■ **Requirements**: Filter the listing and keep only the lines with the word "source".

______________________________

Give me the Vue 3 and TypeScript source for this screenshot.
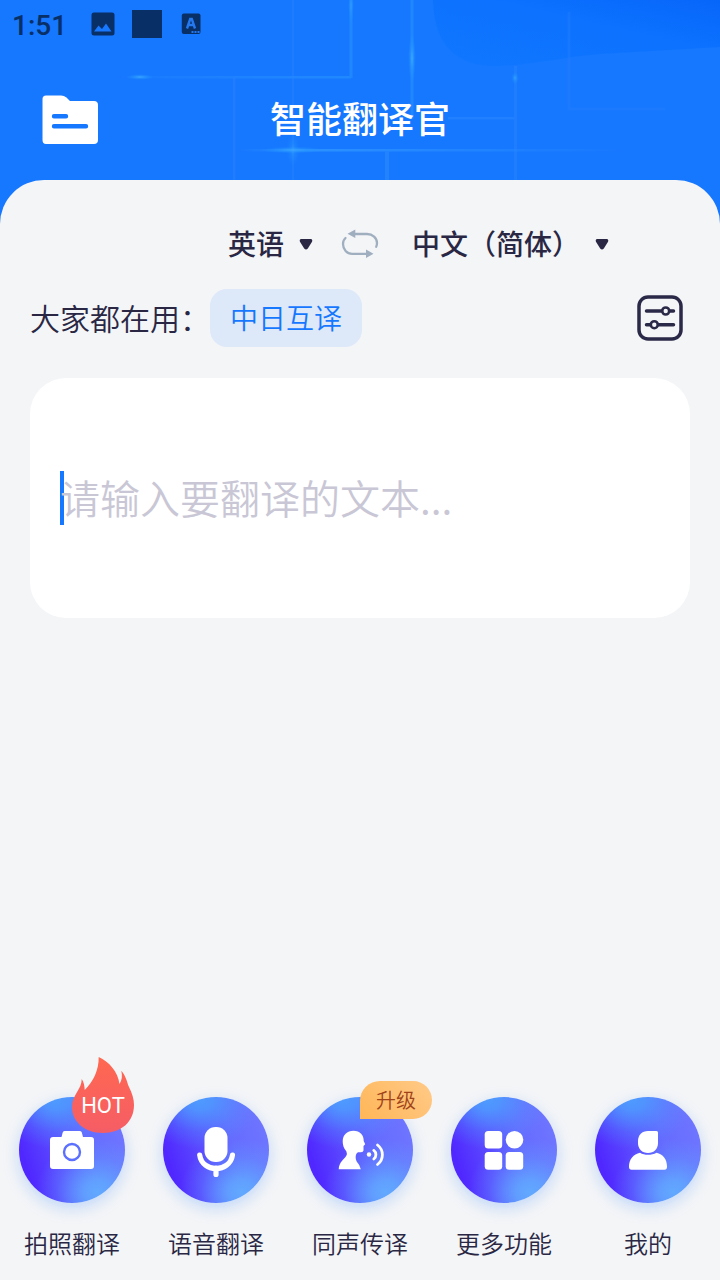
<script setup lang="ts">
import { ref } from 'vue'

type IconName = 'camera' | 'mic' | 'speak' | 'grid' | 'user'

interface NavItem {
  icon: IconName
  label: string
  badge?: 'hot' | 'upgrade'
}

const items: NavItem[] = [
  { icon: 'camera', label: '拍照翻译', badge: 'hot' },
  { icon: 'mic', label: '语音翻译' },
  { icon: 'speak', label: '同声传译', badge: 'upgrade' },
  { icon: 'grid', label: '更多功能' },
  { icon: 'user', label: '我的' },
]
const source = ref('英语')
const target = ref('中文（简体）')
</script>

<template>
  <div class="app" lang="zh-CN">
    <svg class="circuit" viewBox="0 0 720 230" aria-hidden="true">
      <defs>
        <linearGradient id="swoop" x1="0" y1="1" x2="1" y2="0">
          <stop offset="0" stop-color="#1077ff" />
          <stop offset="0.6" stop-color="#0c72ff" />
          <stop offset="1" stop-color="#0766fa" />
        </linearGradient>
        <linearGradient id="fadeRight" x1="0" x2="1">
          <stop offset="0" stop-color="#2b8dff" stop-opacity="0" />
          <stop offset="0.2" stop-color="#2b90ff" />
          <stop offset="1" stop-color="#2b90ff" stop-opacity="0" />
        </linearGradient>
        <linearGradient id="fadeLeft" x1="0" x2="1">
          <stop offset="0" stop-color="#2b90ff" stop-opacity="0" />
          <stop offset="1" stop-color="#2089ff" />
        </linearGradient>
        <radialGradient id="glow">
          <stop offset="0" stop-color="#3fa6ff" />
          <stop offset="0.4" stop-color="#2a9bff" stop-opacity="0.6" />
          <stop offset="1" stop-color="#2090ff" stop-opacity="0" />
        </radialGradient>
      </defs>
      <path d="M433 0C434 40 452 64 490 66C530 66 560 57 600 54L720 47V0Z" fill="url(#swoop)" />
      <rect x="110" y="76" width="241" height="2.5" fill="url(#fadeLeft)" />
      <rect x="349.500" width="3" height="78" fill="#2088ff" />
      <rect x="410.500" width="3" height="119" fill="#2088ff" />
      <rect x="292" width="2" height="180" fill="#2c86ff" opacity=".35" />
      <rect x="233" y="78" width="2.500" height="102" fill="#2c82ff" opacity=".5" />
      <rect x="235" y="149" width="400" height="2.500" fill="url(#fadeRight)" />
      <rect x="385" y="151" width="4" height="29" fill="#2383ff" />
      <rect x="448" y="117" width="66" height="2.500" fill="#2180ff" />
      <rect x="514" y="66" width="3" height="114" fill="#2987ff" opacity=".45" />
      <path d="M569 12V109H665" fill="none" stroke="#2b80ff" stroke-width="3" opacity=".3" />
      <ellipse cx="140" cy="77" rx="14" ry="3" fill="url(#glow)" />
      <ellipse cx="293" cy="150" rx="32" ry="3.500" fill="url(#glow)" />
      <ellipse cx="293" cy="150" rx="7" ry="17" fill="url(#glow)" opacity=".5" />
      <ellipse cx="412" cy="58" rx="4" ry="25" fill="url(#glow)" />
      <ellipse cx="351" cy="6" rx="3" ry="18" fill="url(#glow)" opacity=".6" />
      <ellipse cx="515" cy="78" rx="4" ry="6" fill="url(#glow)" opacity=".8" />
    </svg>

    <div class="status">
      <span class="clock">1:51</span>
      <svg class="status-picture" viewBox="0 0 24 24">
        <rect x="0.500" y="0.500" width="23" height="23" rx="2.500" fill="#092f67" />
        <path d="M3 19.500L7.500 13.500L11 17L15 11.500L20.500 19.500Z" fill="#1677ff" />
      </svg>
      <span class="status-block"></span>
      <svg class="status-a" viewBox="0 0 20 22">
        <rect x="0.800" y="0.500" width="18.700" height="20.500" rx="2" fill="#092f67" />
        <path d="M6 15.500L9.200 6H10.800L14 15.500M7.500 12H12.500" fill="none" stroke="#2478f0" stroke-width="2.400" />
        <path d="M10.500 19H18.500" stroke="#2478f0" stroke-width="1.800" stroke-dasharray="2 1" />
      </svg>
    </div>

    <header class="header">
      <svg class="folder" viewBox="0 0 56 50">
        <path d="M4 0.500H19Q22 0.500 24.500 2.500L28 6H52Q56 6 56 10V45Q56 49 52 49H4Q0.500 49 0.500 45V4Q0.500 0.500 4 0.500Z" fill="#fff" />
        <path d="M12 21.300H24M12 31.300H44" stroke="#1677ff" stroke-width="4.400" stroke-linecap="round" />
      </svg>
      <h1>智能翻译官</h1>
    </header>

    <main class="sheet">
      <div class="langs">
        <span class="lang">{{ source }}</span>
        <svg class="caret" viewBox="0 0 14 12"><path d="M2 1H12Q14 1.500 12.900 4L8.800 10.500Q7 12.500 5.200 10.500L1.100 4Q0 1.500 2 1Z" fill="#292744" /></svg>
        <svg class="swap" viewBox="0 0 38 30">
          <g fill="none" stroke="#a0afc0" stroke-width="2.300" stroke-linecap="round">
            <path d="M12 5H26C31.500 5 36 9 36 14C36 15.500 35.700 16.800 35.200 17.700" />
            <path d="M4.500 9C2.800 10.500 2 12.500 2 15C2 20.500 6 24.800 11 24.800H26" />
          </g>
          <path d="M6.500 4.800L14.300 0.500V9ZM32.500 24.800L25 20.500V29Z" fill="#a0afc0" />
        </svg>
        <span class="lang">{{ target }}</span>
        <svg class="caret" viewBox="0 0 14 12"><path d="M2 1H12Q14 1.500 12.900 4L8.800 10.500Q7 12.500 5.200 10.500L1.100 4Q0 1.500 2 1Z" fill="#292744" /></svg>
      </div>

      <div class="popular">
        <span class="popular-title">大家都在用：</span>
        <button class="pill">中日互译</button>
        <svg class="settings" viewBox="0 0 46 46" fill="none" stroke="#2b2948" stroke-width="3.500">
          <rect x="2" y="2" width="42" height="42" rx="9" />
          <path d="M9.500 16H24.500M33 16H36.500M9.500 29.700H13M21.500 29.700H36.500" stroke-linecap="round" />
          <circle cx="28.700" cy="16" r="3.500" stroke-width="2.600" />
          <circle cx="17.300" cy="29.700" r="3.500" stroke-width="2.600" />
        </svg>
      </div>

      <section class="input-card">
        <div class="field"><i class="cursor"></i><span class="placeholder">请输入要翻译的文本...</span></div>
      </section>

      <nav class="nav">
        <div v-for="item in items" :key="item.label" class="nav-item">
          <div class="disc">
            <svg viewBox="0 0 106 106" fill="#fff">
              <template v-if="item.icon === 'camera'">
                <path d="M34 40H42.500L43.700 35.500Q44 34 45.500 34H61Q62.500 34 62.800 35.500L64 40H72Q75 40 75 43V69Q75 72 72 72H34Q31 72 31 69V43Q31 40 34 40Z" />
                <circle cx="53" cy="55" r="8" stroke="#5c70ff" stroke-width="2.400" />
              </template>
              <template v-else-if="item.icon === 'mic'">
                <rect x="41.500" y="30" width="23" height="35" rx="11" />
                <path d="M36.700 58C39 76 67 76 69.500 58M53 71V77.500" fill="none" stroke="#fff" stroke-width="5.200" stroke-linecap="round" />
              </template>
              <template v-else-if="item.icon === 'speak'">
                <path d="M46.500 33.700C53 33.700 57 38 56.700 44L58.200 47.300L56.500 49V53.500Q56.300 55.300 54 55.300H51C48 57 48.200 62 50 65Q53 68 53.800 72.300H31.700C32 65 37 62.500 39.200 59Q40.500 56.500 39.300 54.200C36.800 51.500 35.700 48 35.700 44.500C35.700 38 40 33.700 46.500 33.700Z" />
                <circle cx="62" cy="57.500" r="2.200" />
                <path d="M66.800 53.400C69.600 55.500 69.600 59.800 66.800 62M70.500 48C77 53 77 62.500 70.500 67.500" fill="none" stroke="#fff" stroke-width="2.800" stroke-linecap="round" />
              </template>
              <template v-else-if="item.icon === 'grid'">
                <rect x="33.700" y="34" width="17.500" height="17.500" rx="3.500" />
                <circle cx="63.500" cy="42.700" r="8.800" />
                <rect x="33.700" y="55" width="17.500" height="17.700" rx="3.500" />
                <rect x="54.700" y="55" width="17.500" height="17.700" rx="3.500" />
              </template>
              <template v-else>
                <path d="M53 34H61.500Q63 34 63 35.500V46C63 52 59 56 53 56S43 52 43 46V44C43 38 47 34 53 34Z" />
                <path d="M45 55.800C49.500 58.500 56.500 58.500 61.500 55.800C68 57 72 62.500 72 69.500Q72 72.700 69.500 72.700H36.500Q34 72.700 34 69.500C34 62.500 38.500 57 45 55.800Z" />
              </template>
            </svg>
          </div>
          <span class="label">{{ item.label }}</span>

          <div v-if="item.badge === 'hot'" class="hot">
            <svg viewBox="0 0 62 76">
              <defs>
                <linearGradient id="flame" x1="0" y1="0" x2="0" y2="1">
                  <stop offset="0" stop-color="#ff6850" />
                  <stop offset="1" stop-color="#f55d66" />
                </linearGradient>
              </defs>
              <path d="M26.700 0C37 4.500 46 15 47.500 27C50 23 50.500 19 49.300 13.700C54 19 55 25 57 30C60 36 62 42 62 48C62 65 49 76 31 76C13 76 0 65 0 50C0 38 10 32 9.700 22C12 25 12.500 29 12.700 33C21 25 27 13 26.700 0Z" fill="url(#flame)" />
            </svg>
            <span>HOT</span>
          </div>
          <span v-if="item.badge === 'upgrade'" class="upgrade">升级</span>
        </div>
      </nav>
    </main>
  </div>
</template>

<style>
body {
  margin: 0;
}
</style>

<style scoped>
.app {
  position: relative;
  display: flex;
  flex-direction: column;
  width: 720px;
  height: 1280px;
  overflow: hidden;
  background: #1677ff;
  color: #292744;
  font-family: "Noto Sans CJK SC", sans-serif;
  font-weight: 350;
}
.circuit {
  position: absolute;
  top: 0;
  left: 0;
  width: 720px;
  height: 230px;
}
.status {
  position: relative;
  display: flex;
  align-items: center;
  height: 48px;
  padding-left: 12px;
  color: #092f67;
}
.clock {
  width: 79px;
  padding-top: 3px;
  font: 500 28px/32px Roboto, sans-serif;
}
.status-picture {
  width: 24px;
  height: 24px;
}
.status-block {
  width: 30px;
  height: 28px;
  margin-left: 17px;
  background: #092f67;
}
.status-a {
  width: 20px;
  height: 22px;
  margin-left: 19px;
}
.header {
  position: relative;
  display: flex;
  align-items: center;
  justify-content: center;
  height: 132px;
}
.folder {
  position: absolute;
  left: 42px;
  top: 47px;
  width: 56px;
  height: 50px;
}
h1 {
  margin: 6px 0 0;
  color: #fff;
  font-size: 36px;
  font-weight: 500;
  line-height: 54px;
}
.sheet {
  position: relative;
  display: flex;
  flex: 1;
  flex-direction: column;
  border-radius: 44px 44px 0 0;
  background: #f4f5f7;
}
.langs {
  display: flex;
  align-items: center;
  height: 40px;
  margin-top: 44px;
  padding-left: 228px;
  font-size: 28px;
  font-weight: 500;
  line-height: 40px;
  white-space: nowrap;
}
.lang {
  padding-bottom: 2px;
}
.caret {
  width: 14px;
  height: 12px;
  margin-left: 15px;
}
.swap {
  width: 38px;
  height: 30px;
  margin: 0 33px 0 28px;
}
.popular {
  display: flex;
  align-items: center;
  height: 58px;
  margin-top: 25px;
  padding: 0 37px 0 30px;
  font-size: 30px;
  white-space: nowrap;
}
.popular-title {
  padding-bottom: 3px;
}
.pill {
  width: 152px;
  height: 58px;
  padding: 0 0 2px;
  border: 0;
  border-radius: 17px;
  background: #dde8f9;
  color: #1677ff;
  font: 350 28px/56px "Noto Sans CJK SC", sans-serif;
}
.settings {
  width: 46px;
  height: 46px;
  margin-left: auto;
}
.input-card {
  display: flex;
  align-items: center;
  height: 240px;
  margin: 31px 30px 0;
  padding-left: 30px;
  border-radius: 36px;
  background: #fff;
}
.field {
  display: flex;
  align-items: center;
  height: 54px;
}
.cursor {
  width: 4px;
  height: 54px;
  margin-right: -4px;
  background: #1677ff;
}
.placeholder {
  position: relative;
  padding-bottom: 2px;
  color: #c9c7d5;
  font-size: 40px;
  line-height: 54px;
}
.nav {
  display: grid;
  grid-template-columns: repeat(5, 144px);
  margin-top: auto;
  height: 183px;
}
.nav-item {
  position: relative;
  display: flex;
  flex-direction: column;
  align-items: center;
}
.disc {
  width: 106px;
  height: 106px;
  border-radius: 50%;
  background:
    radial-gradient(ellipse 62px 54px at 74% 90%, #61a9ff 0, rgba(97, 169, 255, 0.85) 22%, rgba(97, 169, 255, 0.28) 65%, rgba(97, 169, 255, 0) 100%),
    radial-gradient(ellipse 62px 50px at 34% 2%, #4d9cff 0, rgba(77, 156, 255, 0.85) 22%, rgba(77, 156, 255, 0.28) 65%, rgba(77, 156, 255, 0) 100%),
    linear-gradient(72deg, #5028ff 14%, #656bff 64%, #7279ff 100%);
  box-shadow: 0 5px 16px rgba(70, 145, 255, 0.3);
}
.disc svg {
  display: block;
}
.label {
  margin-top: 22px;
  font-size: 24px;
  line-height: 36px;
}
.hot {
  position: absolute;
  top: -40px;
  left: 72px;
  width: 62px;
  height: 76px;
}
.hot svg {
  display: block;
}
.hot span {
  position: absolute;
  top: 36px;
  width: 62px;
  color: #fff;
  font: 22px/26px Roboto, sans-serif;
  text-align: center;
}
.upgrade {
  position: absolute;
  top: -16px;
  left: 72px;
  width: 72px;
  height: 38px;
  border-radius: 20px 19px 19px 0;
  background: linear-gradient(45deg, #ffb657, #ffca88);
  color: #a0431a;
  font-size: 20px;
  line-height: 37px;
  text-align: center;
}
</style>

______________________________

■ **Full solution**:
Give me the Vue 3 and TypeScript source for this screenshot.
const source = ref('英语')
        <span class="lang">{{ source }}</span>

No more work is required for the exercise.